Pour celui qui s’intéresse à l’histoire de Vatican II, il n’y a rien de nouveau : l’auteur restitue assez fidèlement les controverses conciliaires et rappelle certains faits élémentaires. On notera avec intérêt les anecdotes où certaines plumes du monde catholique traditionnel sont plus lucides que certains évêques de la minorité conciliaire qui « s’emballèrent » pour le Concile qui ne s’était pas encore réuni. Si l’auteur a ses préférences, il rappelle que certaines affirmations ont été le fruit de laborieux compromis. Le fait que la minorité conciliaire ne s’organisa que tardivement, à partir de la deuxième session, en 1963, est bien souligné. Si l’auteur a son parti-pris, il n’évacue pas le fait que Vatican II a été un concile transactionnel. Il souligne aussi en liminaire une perspective de l’époque (les années 60) qui fait de l’histoire un lieu théologique (locus theologicus) : le choix d’une certaine théologie et la conscience de voir des « signes des temps » devait aboutir à un style propre aux documents conciliaires. Mais justement, l’auteur a sa position : l’impossibilité de dissocier les faits des doctrines. Ce qui peut conduire à des difficultés, car si le modernisme s’est traduit par une conception historiciste de l’énoncé théologique, la critique de Vatican II tend aussi à tomber dans cet écueil en survalorisant trop fortement le poids de l’histoire.
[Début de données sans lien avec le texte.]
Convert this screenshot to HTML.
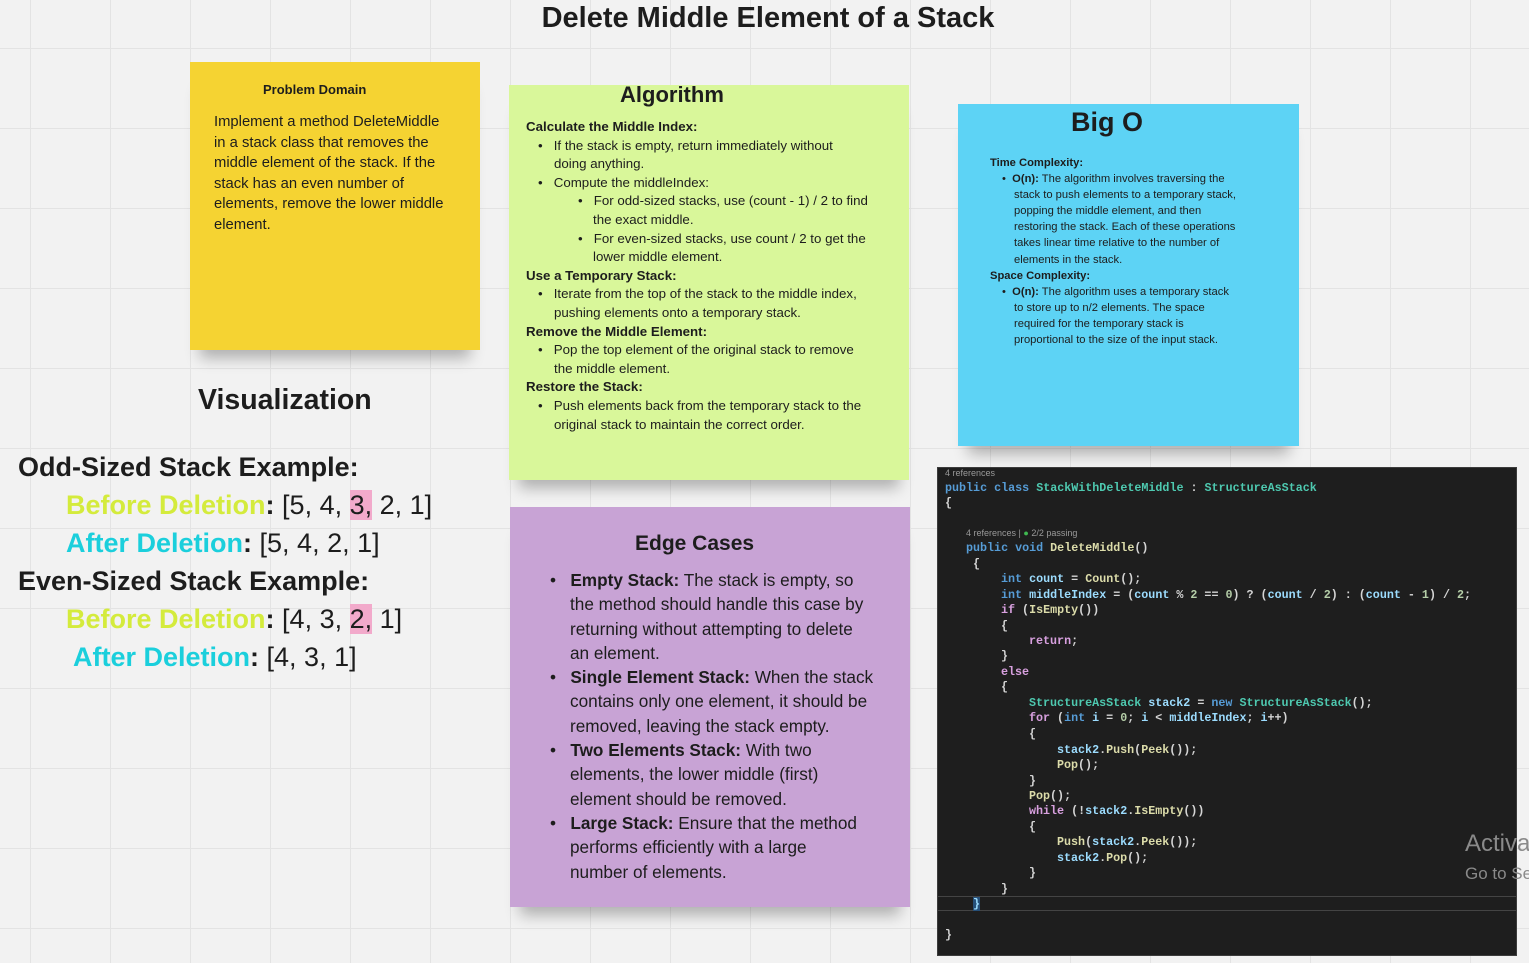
<!DOCTYPE html><html><head><meta charset="utf-8"><style>
body{margin:0;width:1529px;height:963px;overflow:hidden;position:relative;font-family:"Liberation Sans",sans-serif;color:#1d1d1d;
background-color:#f2f2f2;background-image:linear-gradient(to right,#e3e3e3 1px,transparent 1px),linear-gradient(to bottom,#e3e3e3 1px,transparent 1px);background-size:80px 80px;background-position:30px 48px}
.a{position:absolute;white-space:nowrap}
.note{position:absolute;box-shadow:0 18px 14px -10px rgba(0,0,0,.28)}
.b{font-weight:bold}
.code{position:absolute;left:937px;top:467px;width:578px;height:487px;background:#1e1e1e;border:1px solid #3c3c3c;font-family:"Liberation Mono",monospace;font-size:11.7px;color:#d4d4d4}
.code .a{font-weight:bold}
.k{color:#569cd6}.t{color:#4ec9b0}.m{color:#dcdcaa}.v{color:#9cdcfe}.c{color:#d8a0df}.n{color:#b5cea8}
.s{font-family:"Liberation Sans",sans-serif;font-size:9px;color:#999;font-weight:normal!important}
</style></head><body>
<div class="a b" style="left:0;width:1536px;text-align:center;top:2px;font-size:29px">Delete Middle Element of a Stack</div>

<div class="note" style="left:190px;top:62px;width:290px;height:288px;background:#f5d332"></div>
<div class="a b" style="left:263px;top:82px;font-size:13px">Problem Domain</div>
<div class="a" style="left:214px;top:112px;font-size:14.8px;line-height:20.5px">Implement a method DeleteMiddle<br>in a stack class that removes the<br>middle element of the stack. If the<br>stack has an even number of<br>elements, remove the lower middle<br>element.</div>

<div class="a b" style="left:198px;top:384px;font-size:28.5px">Visualization</div>
<div style="position:absolute;left:18px;top:448px;font-size:27px;line-height:38px">
<div class="b">Odd-Sized Stack Example:</div>
<div style="padding-left:48px"><span class="b" style="color:#d4eb3c">Before Deletion</span><b>:</b> [5, 4, <span style="background:#f2aacb">3,</span> 2, 1]</div>
<div style="padding-left:48px"><span class="b" style="color:#1bcfdc">After Deletion</span><b>:</b> [5, 4, 2, 1]</div>
<div class="b">Even-Sized Stack Example:</div>
<div style="padding-left:48px"><span class="b" style="color:#d4eb3c">Before Deletion</span><b>:</b> [4, 3, <span style="background:#f2aacb">2,</span> 1]</div>
<div style="padding-left:55px"><span class="b" style="color:#1bcfdc">After Deletion</span><b>:</b> [4, 3, 1]</div>
</div>

<div class="note" style="left:509px;top:85px;width:400px;height:395px;background:#d9f79a"></div>
<div class="a b" style="left:620px;top:82px;font-size:22px">Algorithm</div>
<div class="a" style="left:526px;top:118px;font-size:13.3px;line-height:18.6px">
<b>Calculate the Middle Index:</b><br>
<span style="padding-left:12px">•&nbsp;&nbsp; If the stack is empty, return immediately without</span><br>
<span style="padding-left:28px">doing anything.</span><br>
<span style="padding-left:12px">•&nbsp;&nbsp; Compute the middleIndex:</span><br>
<span style="padding-left:52px">•&nbsp;&nbsp; For odd-sized stacks, use (count - 1) / 2 to find</span><br>
<span style="padding-left:67px">the exact middle.</span><br>
<span style="padding-left:52px">•&nbsp;&nbsp; For even-sized stacks, use count / 2 to get the</span><br>
<span style="padding-left:67px">lower middle element.</span><br>
<b>Use a Temporary Stack:</b><br>
<span style="padding-left:12px">•&nbsp;&nbsp; Iterate from the top of the stack to the middle index,</span><br>
<span style="padding-left:28px">pushing elements onto a temporary stack.</span><br>
<b>Remove the Middle Element:</b><br>
<span style="padding-left:12px">•&nbsp;&nbsp; Pop the top element of the original stack to remove</span><br>
<span style="padding-left:28px">the middle element.</span><br>
<b>Restore the Stack:</b><br>
<span style="padding-left:12px">•&nbsp;&nbsp; Push elements back from the temporary stack to the</span><br>
<span style="padding-left:28px">original stack to maintain the correct order.</span>
</div>

<div class="note" style="left:958px;top:104px;width:341px;height:342px;background:#5dd3f5"></div>
<div class="a b" style="left:1071px;top:107px;font-size:27px">Big O</div>
<div class="a" style="left:990px;top:155px;font-size:11.2px;line-height:16.1px">
<b>Time Complexity:</b><br>
<span style="padding-left:12px">•&nbsp; <b>O(n):</b> The algorithm involves traversing the</span><br>
<span style="padding-left:24px">stack to push elements to a temporary stack,</span><br>
<span style="padding-left:24px">popping the middle element, and then</span><br>
<span style="padding-left:24px">restoring the stack. Each of these operations</span><br>
<span style="padding-left:24px">takes linear time relative to the number of</span><br>
<span style="padding-left:24px">elements in the stack.</span><br>
<b>Space Complexity:</b><br>
<span style="padding-left:12px">•&nbsp; <b>O(n):</b> The algorithm uses a temporary stack</span><br>
<span style="padding-left:24px">to store up to n/2 elements. The space</span><br>
<span style="padding-left:24px">required for the temporary stack is</span><br>
<span style="padding-left:24px">proportional to the size of the input stack.</span>
</div>

<div class="note" style="left:510px;top:507px;width:400px;height:400px;background:#c8a3d5"></div>
<div class="a b" style="left:635px;top:532px;font-size:21px">Edge Cases</div>
<div class="a" style="left:550px;top:568px;font-size:17.2px;line-height:24.3px">
•&nbsp;&nbsp; <b>Empty Stack:</b> The stack is empty, so<br>
<span style="padding-left:20px">the method should handle this case by</span><br>
<span style="padding-left:20px">returning without attempting to delete</span><br>
<span style="padding-left:20px">an element.</span><br>
•&nbsp;&nbsp; <b>Single Element Stack:</b> When the stack<br>
<span style="padding-left:20px">contains only one element, it should be</span><br>
<span style="padding-left:20px">removed, leaving the stack empty.</span><br>
•&nbsp;&nbsp; <b>Two Elements Stack:</b> With two<br>
<span style="padding-left:20px">elements, the lower middle (first)</span><br>
<span style="padding-left:20px">element should be removed.</span><br>
•&nbsp;&nbsp; <b>Large Stack:</b> Ensure that the method<br>
<span style="padding-left:20px">performs efficiently with a large</span><br>
<span style="padding-left:20px">number of elements.</span>
</div>

<div class="code">
<div class="a s" style="left:7px;top:0px">4 references</div>
<div class="a" style="left:7px;top:13px"><span class="k">public class</span> <span class="t">StackWithDeleteMiddle</span> : <span class="t">StructureAsStack</span></div>
<div class="a" style="left:7px;top:28px">{</div>
<div class="a s" style="left:28px;top:60px">4 references | <span style="color:#3fb950">●</span> 2/2 passing</div>
<div class="a" style="left:28px;top:73px"><span class="k">public void</span> <span class="m">DeleteMiddle</span>()</div>
<div class="a" style="left:35px;top:89px">{</div>
<div class="a" style="left:63px;top:104px"><span class="k">int</span> <span class="v">count</span> = <span class="m">Count</span>();</div>
<div class="a" style="left:63px;top:120px"><span class="k">int</span> <span class="v">middleIndex</span> = (<span class="v">count</span> % <span class="n">2</span> == <span class="n">0</span>) ? (<span class="v">count</span> / <span class="n">2</span>)  : (<span class="v">count</span> - <span class="n">1</span>) / <span class="n">2</span>;</div>
<div class="a" style="left:63px;top:135px"><span class="c">if</span> (<span class="m">IsEmpty</span>())</div>
<div class="a" style="left:63px;top:151px">{</div>
<div class="a" style="left:91px;top:166px"><span class="c">return</span>;</div>
<div class="a" style="left:63px;top:181px">}</div>
<div class="a" style="left:63px;top:197px"><span class="c">else</span></div>
<div class="a" style="left:63px;top:212px">{</div>
<div class="a" style="left:91px;top:228px"><span class="t">StructureAsStack</span> <span class="v">stack2</span> = <span class="k">new</span> <span class="t">StructureAsStack</span>();</div>
<div class="a" style="left:91px;top:243px"><span class="c">for</span> (<span class="k">int</span> <span class="v">i</span> = <span class="n">0</span>; <span class="v">i</span> &lt; <span class="v">middleIndex</span>; <span class="v">i</span>++)</div>
<div class="a" style="left:91px;top:259px">{</div>
<div class="a" style="left:119px;top:275px"><span class="v">stack2</span>.<span class="m">Push</span>(<span class="m">Peek</span>());</div>
<div class="a" style="left:119px;top:290px"><span class="m">Pop</span>();</div>
<div class="a" style="left:91px;top:306px">}</div>
<div class="a" style="left:91px;top:321px"><span class="m">Pop</span>();</div>
<div class="a" style="left:91px;top:336px"><span class="c">while</span> (!<span class="v">stack2</span>.<span class="m">IsEmpty</span>())</div>
<div class="a" style="left:91px;top:352px">{</div>
<div class="a" style="left:119px;top:367px"><span class="m">Push</span>(<span class="v">stack2</span>.<span class="m">Peek</span>());</div>
<div class="a" style="left:119px;top:383px"><span class="v">stack2</span>.<span class="m">Pop</span>();</div>
<div class="a" style="left:91px;top:398px">}</div>
<div class="a" style="left:63px;top:414px">}</div>
<div style="position:absolute;left:0;top:428px;width:578px;height:13px;border-top:1px solid #444;border-bottom:1px solid #444"></div>
<div class="a" style="left:35px;top:429px;color:#9cdcfe;background:#264f78">}</div>
<div class="a" style="left:7px;top:460px">}</div>
</div>
<div class="a" style="left:1465px;top:830px;font-size:24px;color:#8a8a8a">Activa</div>
<div class="a" style="left:1465px;top:864px;font-size:17px;color:#8a8a8a">Go to Se</div>
</body></html>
L’auteur est historien, mais pas théologien, ce qui conduit parfois à certaines affirmations approximatives. Ainsi, Mattei affirme trop rapidement que la notion de « peuple de Dieu » rompt avec l’ecclésiologie plus traditionnelle de « Corps mystique » pour définir l’Église. Or le thème du « Corps mystique » n’apparaît que tardivement dans les débats théologiques, à la fin du XIXe siècle. Il est vaguement esquissé par certains évêques de Vatican I et il faut attendre l’encyclique de Pie XII Mystici Corporis de 1943 pour que le thème soit mis en avant par le magistère. Le thème est certainement traditionnel, mais sa redécouverte, trop récente, n’a pas suffisamment irrigué la théologie dite préconciliaire. Ce qui prédomine jusque-là, c’est une approche « bellarmienne » de l’Église, insistant sur son aspect juridique et extérieur. En effet, face aux protestants qui minimisaient la visibilité de l’Église, des théologiens de la Renaissance comme Robert Bellarmin ont surenchéri sur cet aspect visible en comparant l’Église à n’importe quelle puissance temporelle comme la république de Venise. Au passage, cette conception bellarminienne fragilise l’unité de l’Église en distinguant radicalement son corps (sa hiérarchie, les sacrements) de son âme (la vie de grâce). Pourtant, dans le même ouvrage, Mattei affirme que Mystici Corporis s’inscrit dans cette optique bellarminienne (!), alors que ce texte affirme la notion de « Corps mystique ». On voit que ce pan complexe de la théologie est mal maîtrisé, ce qui conduit à certaines affirmations hasardeuses. On peut aussi s’interroger sur l’optique minimaliste de l’auteur sur le caractère doctrinal du Concile. Le Concile est pastoral et ne saurait être considéré comme n’étant pas doctrinal en raison de son aspect non « définitoire » dû à ce qu’il n’a pas proclamé de dogme. Mais le développement doctrinal dans l’Église ne peut se limiter à la proclamation de dogmes : quid alors de ces éléments « connexes » que l’Église a imposés sans chercher à les dogmatiser ? Vatican II a tranché certains points comme la sacramentalité de l’épiscopat. Il est le premier concile à traiter de l’Église dans son ensemble, alors que les précédents conciles n’en abordaient que certains aspects (la primauté du pape). Peut-on vraiment dire que malgré un style amphigourique Vatican II a été exclusivement pastoral, même si on peut affirmer qu’il y a bien une doctrine derrière la pastorale invoquée ?
1Vatican II : Une histoire à écrire, Muller édition, 2013.